---------- Given records
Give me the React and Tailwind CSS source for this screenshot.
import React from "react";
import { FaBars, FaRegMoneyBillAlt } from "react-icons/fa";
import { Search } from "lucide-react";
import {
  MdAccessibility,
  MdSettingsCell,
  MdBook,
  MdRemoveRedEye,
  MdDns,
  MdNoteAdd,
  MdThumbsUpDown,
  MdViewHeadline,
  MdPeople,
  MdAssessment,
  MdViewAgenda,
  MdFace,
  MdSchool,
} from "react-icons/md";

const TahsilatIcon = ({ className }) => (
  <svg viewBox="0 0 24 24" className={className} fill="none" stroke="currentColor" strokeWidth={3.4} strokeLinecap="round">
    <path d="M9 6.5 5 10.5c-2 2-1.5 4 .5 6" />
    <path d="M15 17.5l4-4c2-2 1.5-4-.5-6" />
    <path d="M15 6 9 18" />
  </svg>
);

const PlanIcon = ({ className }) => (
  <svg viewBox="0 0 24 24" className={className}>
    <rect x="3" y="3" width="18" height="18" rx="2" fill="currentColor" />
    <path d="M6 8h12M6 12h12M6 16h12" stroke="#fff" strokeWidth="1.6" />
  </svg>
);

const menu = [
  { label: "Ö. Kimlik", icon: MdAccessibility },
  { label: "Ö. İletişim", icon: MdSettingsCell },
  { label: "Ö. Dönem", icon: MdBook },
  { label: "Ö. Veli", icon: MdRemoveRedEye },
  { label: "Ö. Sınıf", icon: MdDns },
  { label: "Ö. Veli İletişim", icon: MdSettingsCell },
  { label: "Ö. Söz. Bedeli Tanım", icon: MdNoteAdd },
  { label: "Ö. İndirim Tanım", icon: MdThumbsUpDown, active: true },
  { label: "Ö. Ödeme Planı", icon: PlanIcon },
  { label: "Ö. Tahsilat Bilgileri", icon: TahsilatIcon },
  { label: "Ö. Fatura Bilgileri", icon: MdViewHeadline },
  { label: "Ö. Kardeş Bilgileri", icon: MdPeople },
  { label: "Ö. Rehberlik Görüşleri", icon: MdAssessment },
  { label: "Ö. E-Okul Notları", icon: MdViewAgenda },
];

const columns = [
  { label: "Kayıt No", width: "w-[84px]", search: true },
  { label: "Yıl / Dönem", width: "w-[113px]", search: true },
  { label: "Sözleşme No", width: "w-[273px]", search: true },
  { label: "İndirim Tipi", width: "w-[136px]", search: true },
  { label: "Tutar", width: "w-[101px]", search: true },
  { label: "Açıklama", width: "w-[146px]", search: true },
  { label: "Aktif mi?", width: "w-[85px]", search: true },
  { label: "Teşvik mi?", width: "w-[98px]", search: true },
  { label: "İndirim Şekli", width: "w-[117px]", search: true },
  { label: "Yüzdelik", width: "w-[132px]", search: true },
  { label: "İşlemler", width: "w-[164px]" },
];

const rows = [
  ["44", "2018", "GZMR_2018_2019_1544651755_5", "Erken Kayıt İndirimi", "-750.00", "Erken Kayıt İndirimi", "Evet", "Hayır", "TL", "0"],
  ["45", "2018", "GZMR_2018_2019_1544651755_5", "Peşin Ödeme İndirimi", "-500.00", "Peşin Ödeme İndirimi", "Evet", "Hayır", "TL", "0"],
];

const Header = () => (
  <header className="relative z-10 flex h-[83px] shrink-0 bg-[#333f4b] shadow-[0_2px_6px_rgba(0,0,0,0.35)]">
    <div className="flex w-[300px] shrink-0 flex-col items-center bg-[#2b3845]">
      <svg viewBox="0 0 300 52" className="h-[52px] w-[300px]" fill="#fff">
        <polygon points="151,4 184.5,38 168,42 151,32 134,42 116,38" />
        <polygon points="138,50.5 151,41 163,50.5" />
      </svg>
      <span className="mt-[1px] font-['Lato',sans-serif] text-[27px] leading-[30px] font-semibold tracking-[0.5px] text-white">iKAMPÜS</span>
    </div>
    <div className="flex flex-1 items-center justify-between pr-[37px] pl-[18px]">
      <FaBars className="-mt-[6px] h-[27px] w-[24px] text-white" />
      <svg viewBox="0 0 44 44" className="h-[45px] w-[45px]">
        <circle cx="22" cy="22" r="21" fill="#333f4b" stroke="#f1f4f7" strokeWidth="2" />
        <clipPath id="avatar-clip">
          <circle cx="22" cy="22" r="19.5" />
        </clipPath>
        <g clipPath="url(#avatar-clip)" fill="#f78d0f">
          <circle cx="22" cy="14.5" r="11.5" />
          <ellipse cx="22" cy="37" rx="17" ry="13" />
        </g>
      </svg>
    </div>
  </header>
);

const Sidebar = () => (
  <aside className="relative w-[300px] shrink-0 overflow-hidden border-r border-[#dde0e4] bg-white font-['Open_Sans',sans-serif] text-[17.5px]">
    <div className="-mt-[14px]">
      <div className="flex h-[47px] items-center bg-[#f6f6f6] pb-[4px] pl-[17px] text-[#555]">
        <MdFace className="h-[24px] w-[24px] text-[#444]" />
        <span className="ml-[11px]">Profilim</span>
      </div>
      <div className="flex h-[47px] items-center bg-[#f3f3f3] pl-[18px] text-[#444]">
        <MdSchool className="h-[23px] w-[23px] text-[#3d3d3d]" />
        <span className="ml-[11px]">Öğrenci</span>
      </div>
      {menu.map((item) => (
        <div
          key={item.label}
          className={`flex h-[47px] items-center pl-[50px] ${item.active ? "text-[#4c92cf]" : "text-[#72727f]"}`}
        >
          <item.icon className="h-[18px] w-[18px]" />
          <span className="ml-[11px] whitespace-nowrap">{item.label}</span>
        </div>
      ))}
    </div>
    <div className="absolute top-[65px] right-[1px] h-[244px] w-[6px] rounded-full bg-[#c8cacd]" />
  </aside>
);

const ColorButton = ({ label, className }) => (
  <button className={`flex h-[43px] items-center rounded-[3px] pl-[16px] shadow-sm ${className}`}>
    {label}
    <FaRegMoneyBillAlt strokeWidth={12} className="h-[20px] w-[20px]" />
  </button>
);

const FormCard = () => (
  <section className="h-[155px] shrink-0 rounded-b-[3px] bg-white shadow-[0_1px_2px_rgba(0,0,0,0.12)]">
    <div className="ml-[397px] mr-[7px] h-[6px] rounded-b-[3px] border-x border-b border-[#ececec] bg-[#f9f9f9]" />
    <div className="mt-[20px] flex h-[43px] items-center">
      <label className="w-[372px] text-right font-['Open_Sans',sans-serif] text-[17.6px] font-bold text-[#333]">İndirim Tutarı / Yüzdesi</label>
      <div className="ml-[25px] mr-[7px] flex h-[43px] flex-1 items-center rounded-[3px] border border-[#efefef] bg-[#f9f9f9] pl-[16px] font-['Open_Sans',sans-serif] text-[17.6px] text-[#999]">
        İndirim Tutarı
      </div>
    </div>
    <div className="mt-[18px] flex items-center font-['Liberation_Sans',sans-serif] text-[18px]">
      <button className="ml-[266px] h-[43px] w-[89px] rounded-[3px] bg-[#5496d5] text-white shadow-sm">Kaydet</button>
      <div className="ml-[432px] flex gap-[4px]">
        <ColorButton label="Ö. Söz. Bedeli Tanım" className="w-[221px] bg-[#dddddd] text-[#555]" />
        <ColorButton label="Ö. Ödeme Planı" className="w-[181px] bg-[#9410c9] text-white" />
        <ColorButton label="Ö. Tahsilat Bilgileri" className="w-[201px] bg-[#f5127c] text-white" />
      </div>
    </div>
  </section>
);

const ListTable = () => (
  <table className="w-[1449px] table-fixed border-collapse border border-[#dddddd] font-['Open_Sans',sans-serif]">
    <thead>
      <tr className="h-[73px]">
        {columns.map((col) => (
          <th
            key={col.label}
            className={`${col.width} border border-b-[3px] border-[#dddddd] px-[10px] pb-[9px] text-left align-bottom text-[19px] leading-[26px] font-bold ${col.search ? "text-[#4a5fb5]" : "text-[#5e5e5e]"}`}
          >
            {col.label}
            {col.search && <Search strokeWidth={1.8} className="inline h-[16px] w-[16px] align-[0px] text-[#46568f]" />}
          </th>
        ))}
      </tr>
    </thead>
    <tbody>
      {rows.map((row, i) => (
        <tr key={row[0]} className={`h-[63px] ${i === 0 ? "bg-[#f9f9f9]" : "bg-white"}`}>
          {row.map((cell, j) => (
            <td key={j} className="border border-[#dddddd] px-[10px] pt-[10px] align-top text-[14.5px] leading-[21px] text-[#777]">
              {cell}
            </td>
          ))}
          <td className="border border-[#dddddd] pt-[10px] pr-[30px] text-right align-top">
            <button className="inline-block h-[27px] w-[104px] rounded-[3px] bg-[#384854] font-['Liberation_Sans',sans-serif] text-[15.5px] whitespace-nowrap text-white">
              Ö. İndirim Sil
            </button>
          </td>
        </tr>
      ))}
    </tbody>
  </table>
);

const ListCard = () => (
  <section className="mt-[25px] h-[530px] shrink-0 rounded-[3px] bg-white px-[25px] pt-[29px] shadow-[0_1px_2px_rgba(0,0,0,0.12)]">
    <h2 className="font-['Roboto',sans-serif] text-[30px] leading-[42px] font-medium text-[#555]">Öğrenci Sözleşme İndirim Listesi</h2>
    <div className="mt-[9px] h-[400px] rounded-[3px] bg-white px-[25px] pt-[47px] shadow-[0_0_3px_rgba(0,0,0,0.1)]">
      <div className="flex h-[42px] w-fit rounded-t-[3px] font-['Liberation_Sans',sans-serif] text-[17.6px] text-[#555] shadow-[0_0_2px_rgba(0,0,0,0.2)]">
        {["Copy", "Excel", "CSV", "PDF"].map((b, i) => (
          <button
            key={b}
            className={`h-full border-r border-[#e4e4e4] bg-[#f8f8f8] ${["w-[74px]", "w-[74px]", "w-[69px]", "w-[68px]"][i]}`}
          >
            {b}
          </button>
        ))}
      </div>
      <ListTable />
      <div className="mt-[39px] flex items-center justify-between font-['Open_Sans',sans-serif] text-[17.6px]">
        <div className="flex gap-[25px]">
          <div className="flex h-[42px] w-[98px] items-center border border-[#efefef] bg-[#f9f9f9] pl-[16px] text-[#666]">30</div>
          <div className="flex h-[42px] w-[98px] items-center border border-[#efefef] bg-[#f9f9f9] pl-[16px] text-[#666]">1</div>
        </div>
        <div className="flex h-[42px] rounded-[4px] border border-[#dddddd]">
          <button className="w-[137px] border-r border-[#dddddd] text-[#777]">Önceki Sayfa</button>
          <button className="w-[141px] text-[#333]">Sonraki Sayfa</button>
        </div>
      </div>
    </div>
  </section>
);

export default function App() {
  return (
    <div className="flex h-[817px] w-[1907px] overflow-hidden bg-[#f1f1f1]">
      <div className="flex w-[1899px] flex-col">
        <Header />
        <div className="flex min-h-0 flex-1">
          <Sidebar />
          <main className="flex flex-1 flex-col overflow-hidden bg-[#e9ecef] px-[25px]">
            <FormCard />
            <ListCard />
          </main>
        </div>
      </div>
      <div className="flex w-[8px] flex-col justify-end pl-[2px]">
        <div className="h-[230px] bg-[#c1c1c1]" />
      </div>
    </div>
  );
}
--------------------
---------- Given records
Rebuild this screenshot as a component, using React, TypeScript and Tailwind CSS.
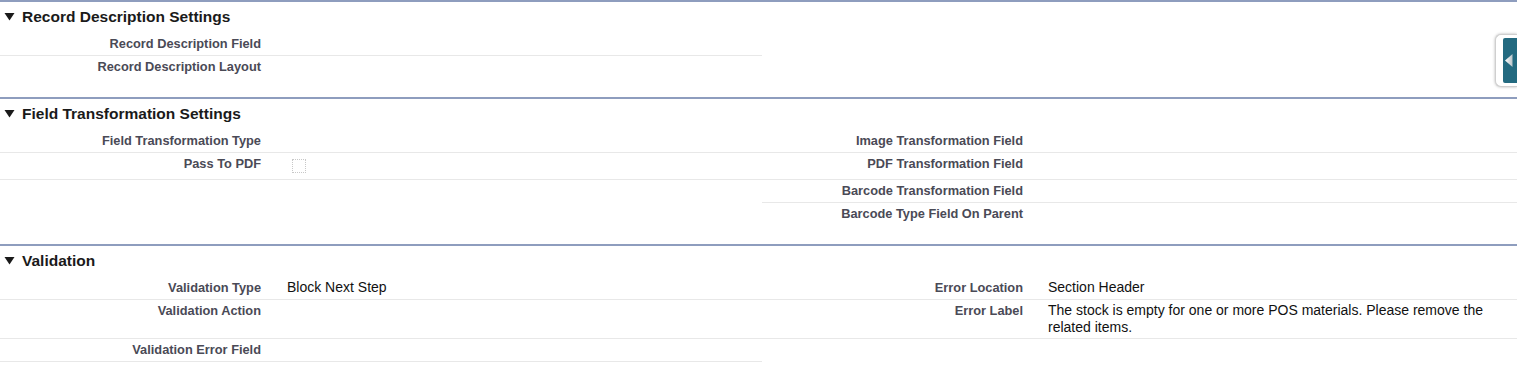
--------------------
---------- Given records
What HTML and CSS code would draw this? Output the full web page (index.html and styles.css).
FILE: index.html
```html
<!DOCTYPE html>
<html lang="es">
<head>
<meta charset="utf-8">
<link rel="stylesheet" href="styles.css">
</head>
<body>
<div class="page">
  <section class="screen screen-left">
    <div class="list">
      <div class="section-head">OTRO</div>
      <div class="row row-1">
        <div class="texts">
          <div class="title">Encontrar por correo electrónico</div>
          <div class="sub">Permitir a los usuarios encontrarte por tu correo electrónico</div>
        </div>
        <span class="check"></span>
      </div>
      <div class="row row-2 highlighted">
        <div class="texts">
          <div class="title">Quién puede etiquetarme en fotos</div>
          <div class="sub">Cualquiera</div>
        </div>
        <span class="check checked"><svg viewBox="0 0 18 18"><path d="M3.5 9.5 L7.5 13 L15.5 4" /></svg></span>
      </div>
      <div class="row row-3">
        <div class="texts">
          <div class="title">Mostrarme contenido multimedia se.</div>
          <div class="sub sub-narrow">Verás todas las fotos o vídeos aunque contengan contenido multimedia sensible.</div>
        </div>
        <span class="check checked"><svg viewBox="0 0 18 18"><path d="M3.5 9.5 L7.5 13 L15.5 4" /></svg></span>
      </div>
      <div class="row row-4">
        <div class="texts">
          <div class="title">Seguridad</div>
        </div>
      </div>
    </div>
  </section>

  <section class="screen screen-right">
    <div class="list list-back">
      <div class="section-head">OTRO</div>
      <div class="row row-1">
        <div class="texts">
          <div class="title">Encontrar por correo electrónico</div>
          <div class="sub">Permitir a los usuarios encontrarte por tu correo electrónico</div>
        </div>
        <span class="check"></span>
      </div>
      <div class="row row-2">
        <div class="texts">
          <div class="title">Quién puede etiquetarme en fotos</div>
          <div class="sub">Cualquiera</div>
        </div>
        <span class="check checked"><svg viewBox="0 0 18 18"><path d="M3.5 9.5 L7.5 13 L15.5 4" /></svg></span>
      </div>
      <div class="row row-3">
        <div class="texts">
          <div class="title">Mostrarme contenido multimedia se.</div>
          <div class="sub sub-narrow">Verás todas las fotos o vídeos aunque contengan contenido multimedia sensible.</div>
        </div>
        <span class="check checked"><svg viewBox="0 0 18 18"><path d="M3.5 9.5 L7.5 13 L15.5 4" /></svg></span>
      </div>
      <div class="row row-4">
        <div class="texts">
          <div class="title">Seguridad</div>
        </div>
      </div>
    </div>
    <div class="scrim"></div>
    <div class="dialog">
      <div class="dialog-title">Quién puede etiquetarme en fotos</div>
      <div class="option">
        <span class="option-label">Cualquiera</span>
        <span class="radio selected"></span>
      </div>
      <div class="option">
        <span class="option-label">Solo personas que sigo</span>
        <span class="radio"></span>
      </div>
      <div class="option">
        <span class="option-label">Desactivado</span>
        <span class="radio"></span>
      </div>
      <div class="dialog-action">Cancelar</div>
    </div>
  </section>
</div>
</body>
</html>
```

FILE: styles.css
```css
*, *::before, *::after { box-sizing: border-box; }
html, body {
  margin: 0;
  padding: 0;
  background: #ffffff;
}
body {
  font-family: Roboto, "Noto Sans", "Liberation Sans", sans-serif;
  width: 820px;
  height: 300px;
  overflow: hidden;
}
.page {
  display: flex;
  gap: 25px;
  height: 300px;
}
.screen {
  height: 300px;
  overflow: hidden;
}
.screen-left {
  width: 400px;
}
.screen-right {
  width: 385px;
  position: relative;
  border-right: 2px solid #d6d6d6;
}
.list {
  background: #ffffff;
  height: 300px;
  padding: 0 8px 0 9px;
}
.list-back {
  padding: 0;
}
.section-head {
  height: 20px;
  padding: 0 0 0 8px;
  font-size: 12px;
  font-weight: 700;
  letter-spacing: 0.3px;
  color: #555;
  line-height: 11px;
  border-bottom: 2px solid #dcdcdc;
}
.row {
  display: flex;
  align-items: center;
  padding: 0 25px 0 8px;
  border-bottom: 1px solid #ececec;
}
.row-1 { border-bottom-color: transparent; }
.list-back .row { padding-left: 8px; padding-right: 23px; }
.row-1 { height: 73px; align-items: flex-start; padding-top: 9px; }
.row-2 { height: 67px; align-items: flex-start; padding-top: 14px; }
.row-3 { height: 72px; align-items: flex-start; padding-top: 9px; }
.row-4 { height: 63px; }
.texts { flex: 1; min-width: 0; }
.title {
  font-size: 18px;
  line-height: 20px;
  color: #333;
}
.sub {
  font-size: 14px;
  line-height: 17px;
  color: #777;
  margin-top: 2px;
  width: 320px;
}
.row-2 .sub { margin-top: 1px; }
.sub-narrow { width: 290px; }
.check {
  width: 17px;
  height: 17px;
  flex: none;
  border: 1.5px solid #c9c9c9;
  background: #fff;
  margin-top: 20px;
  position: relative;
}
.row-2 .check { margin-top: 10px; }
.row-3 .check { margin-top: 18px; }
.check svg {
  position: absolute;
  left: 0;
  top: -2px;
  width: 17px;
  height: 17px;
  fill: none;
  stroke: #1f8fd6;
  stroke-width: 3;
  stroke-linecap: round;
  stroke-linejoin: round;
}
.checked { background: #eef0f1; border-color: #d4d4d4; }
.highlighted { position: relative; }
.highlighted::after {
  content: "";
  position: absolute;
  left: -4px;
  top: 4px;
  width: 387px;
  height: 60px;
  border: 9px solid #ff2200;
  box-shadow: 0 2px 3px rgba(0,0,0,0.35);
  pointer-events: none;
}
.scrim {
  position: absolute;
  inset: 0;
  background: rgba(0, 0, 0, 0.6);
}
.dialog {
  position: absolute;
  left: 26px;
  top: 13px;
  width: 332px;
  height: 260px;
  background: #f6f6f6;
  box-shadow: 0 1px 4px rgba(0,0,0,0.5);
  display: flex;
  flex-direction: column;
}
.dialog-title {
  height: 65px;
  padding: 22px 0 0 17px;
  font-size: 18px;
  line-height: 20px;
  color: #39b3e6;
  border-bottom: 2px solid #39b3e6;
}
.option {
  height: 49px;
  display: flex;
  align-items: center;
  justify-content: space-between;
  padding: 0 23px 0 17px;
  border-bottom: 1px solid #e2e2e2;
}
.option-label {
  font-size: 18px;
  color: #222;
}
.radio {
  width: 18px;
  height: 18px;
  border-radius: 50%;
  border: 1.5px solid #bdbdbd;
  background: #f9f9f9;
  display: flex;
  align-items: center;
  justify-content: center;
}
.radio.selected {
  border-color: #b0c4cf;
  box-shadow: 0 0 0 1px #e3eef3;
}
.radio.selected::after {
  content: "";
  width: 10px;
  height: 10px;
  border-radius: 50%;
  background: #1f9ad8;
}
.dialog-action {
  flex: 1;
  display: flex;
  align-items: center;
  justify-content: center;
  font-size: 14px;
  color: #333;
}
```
--------------------
:: Description of the task ::
Search the records above for "Tailwind". Copy each line where it is found.

:: Expected answer ::
Give me the React and Tailwind CSS source for this screenshot.
Rebuild this screenshot as a component, using React, TypeScript and Tailwind CSS.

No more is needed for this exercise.